Así, la superación histórica de la dinámica social de la “cultura de la muerte” por una “cultura de la vida” exige del legislador, la objetiva elaboración de un cuerpo normativo respetuoso de la vida embrional desde sus inicios. El respeto del derecho a la vida del niño que está por nacer es un acto de justicia de frente a un ser absolutamente indefenso. Y, como tal, fundamento de todos los demás derechos humanos.
Por lo tanto, desde una perspectiva constitucional, la referencia explícita a los derechos que se garantizan a la persona humana en el Art. 19 de la Constitución, sin distinción de ninguna naturaleza, y el mandato subsiguiente al legislador para proteger la vida del que está por nacer (Art. 19 Nº1) en conjunto con el Art. 75 del Código Civil, entre otras tantas normas que han fundado el Fallo del Tribunal Constitucional contra la Píldora del Día Después, señala: “La ley protege la vida del que está por nacer...” agregando seguidamente que “el juez, en consecuencia, tomará, a petición de cualquiera persona o de oficio, todas las providencias que le parezcan convenientes para proteger la existencia del no nacido, siempre que crea que de algún modo peligra… ”. Esta normativa forma parte de una precisa regulación jurídica a favor de la vida, reconociendo a la persona humana como sujeto de derecho desde la concepción. Norma amparada por el Derecho Internacional a través del Pacto de San José de Costa Rica, vinculante para Chile, y que en su Art.4 expresa: “Toda persona tiene derecho a que se respete su vida. Este derecho estará protegido por la ley y, en general, a partir del momento de la concepción…”. Sentando de este modo las bases de un verdadero “Estatuto Jurídico” del embrión humano y la defensa de la vida.

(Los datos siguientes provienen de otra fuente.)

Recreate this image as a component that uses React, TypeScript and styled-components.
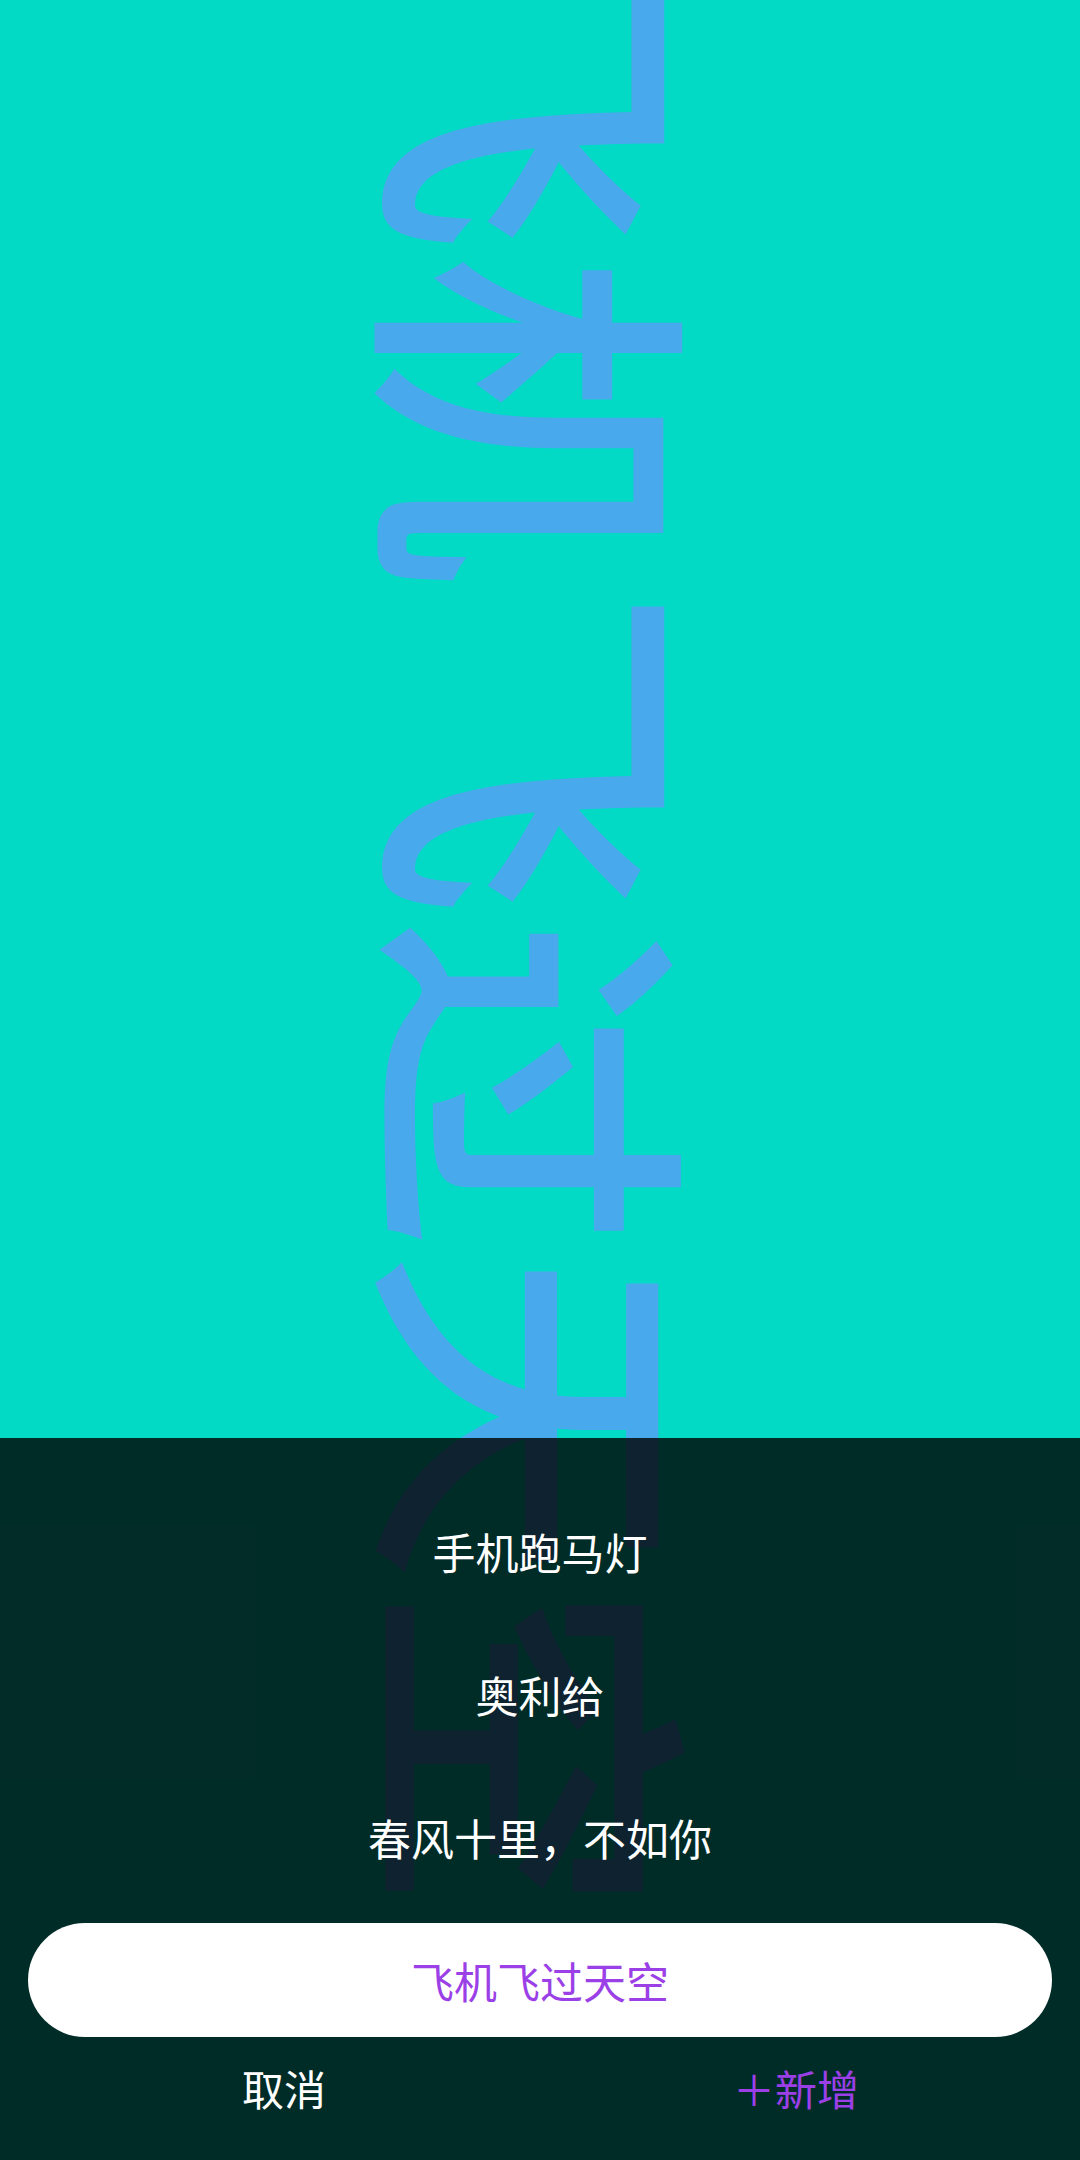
import React, { useState } from "react";
import styled, { createGlobalStyle } from "styled-components";

const GlobalStyle = createGlobalStyle`
  html, body {
    margin: 0;
    padding: 0;
    background: #03dac6;
  }
  * {
    box-sizing: border-box;
  }
`;

const FONT = `"Noto Sans CJK SC", "Noto Sans", sans-serif`;

const options = ["手机跑马灯", "奥利给", "春风十里，不如你", "飞机飞过天空"];

const App: React.FC = () => {
  const [selected, setSelected] = useState<number>(3);

  return (
    <>
      <GlobalStyle />
      <Page>
        <Marquee>{options[selected]}</Marquee>
        <Sheet>
          <OptionList>
            {options.map((item, idx) => (
              <OptionItem
                key={item}
                $active={idx === selected}
                onClick={() => setSelected(idx)}
              >
                {item}
              </OptionItem>
            ))}
          </OptionList>
          <ActionRow>
            <ActionButton>取消</ActionButton>
            <ActionButton $accent>＋新增</ActionButton>
          </ActionRow>
        </Sheet>
      </Page>
    </>
  );
};

const Page = styled.div`
  position: relative;
  display: flex;
  flex-direction: column;
  width: 100%;
  height: 2160px;
  overflow: hidden;
  background: #03dac6;
  font-family: ${FONT};
`;

// running text of the marquee, partly scrolled out of view
const Marquee = styled.div`
  position: absolute;
  top: -78px;
  left: 380px;
  writing-mode: vertical-rl;
  text-orientation: sideways;
  white-space: nowrap;
  font-family: ${FONT};
  font-size: 332px;
  font-weight: 500;
  line-height: 1;
  color: #48a9ec;
`;

const Sheet = styled.div`
  position: relative;
  z-index: 1;
  margin-top: auto;
  height: 722px;
  padding: 56px 28px 0;
  display: flex;
  flex-direction: column;
  background: rgba(0, 0, 0, 0.8);
`;

const OptionList = styled.div`
  display: flex;
  flex-direction: column;
  gap: 29px;
`;

const OptionItem = styled.div<{ $active?: boolean }>`
  height: 114px;
  display: flex;
  align-items: center;
  justify-content: center;
  border-radius: 57px;
  font-size: 43px;
  color: ${p => (p.$active ? "#9b40e6" : "#ffffff")};
  background: ${p => (p.$active ? "#ffffff" : "transparent")};
  cursor: pointer;
`;

const ActionRow = styled.div`
  display: flex;
  height: 100px;
`;

const ActionButton = styled.div<{ $accent?: boolean }>`
  flex: 1;
  display: flex;
  align-items: center;
  justify-content: center;
  font-size: 42px;
  color: ${p => (p.$accent ? "#9b40e6" : "#ffffff")};
  cursor: pointer;
`;

export default App;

En este orden de cosas el drama inherente al aborto es una cuestión sin discusión. Más aun cuando lo dramático del acto afecta no sólo a la madre de la criatura sino que, especial y definitivamente, a ésta última, absolutamente indefensa ante su agresor que actúa sobre seguro. Y ante la imposibilidad más absoluta y radical de defenderse por parte de la víctima. Especialmente, en este caso, cuando se trata de un ser inocente que grita en silencio la defensa de su propia existencia. La legalización del aborto en aquellos casos y lugares donde está permitido no modifica, en absoluto, la consecuencia inevitable de la destrucción de una vida humana. Esté o no jurídicamente despenalizado, el aborto siempre se concluye con la pérdida de una vida absolutamente inocente y que no ha tenido el más mínimo derecho a la defensa a través de un debido proceso como lo garantiza la Constitución Política en su Art. 19 Nº3, provocando graves daños sicológicos a la madre con el Síndrome Post Aborto.